• _Task instructions_:
Transcribe each line of the records below exactly, excluding any embedded images.

• _Dataset records_:
_ _ _ _ _ _ _
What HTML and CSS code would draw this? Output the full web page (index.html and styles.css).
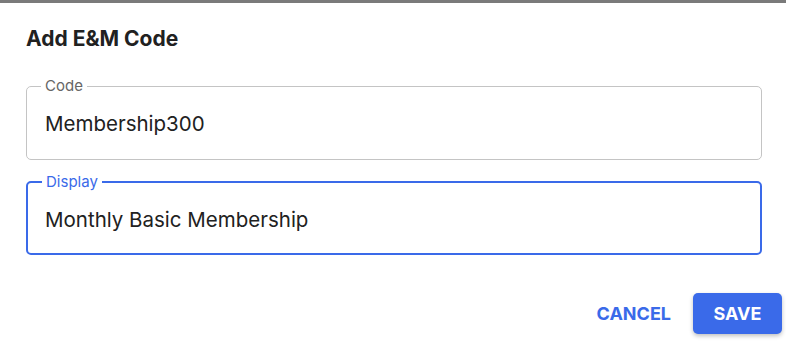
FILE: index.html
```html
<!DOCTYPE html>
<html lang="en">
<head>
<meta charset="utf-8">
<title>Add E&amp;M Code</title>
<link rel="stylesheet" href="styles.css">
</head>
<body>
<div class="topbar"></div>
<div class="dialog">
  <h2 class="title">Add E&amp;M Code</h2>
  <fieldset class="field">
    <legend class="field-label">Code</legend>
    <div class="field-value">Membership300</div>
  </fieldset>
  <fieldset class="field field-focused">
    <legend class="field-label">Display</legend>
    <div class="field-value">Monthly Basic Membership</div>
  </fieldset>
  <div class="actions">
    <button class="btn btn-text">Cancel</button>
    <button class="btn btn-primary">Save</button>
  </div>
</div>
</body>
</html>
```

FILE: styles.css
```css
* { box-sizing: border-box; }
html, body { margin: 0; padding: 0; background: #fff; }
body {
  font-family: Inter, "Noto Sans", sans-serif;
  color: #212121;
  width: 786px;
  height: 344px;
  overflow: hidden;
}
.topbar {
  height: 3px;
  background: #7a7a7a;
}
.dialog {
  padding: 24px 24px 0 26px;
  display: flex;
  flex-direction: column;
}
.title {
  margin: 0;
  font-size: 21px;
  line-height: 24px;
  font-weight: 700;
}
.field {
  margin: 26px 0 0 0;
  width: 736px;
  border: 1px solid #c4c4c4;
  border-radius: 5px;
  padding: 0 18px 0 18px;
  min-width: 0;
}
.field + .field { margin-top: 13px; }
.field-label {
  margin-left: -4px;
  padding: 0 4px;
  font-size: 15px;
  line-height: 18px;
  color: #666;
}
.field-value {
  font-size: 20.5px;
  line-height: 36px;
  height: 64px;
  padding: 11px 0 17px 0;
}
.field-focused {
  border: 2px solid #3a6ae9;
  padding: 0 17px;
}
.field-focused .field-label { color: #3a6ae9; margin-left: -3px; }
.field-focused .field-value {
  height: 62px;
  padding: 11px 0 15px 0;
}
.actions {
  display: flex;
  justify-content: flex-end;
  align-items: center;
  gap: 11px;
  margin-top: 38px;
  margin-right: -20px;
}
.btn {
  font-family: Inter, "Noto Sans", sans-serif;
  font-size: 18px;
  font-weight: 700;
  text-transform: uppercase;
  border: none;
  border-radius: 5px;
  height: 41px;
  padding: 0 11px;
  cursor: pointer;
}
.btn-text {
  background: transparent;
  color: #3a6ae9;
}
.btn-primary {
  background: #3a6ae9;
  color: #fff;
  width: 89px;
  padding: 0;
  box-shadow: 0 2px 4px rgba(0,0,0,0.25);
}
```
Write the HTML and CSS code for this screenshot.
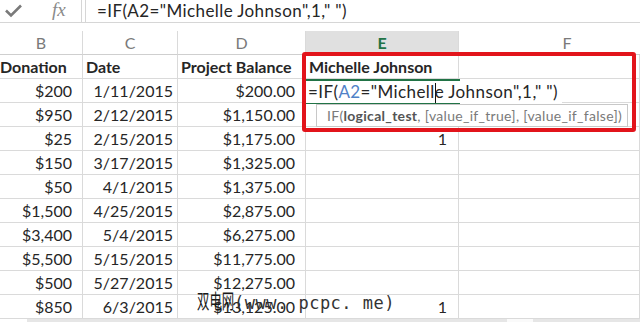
_ _ _ _ _ _ _
• _In response_:
What HTML and CSS code would draw this? Output the full web page (index.html and styles.css).
FILE: index.html
```html
<!DOCTYPE html>
<html lang="en">
<head>
<meta charset="utf-8">
<title>Add E&amp;M Code</title>
<link rel="stylesheet" href="styles.css">
</head>
<body>
<div class="topbar"></div>
<div class="dialog">
  <h2 class="title">Add E&amp;M Code</h2>
  <fieldset class="field">
    <legend class="field-label">Code</legend>
    <div class="field-value">Membership300</div>
  </fieldset>
  <fieldset class="field field-focused">
    <legend class="field-label">Display</legend>
    <div class="field-value">Monthly Basic Membership</div>
  </fieldset>
  <div class="actions">
    <button class="btn btn-text">Cancel</button>
    <button class="btn btn-primary">Save</button>
  </div>
</div>
</body>
</html>
```

FILE: styles.css
```css
* { box-sizing: border-box; }
html, body { margin: 0; padding: 0; background: #fff; }
body {
  font-family: Inter, "Noto Sans", sans-serif;
  color: #212121;
  width: 786px;
  height: 344px;
  overflow: hidden;
}
.topbar {
  height: 3px;
  background: #7a7a7a;
}
.dialog {
  padding: 24px 24px 0 26px;
  display: flex;
  flex-direction: column;
}
.title {
  margin: 0;
  font-size: 21px;
  line-height: 24px;
  font-weight: 700;
}
.field {
  margin: 26px 0 0 0;
  width: 736px;
  border: 1px solid #c4c4c4;
  border-radius: 5px;
  padding: 0 18px 0 18px;
  min-width: 0;
}
.field + .field { margin-top: 13px; }
.field-label {
  margin-left: -4px;
  padding: 0 4px;
  font-size: 15px;
  line-height: 18px;
  color: #666;
}
.field-value {
  font-size: 20.5px;
  line-height: 36px;
  height: 64px;
  padding: 11px 0 17px 0;
}
.field-focused {
  border: 2px solid #3a6ae9;
  padding: 0 17px;
}
.field-focused .field-label { color: #3a6ae9; margin-left: -3px; }
.field-focused .field-value {
  height: 62px;
  padding: 11px 0 15px 0;
}
.actions {
  display: flex;
  justify-content: flex-end;
  align-items: center;
  gap: 11px;
  margin-top: 38px;
  margin-right: -20px;
}
.btn {
  font-family: Inter, "Noto Sans", sans-serif;
  font-size: 18px;
  font-weight: 700;
  text-transform: uppercase;
  border: none;
  border-radius: 5px;
  height: 41px;
  padding: 0 11px;
  cursor: pointer;
}
.btn-text {
  background: transparent;
  color: #3a6ae9;
}
.btn-primary {
  background: #3a6ae9;
  color: #fff;
  width: 89px;
  padding: 0;
  box-shadow: 0 2px 4px rgba(0,0,0,0.25);
}
```
Write the HTML and CSS code for this screenshot.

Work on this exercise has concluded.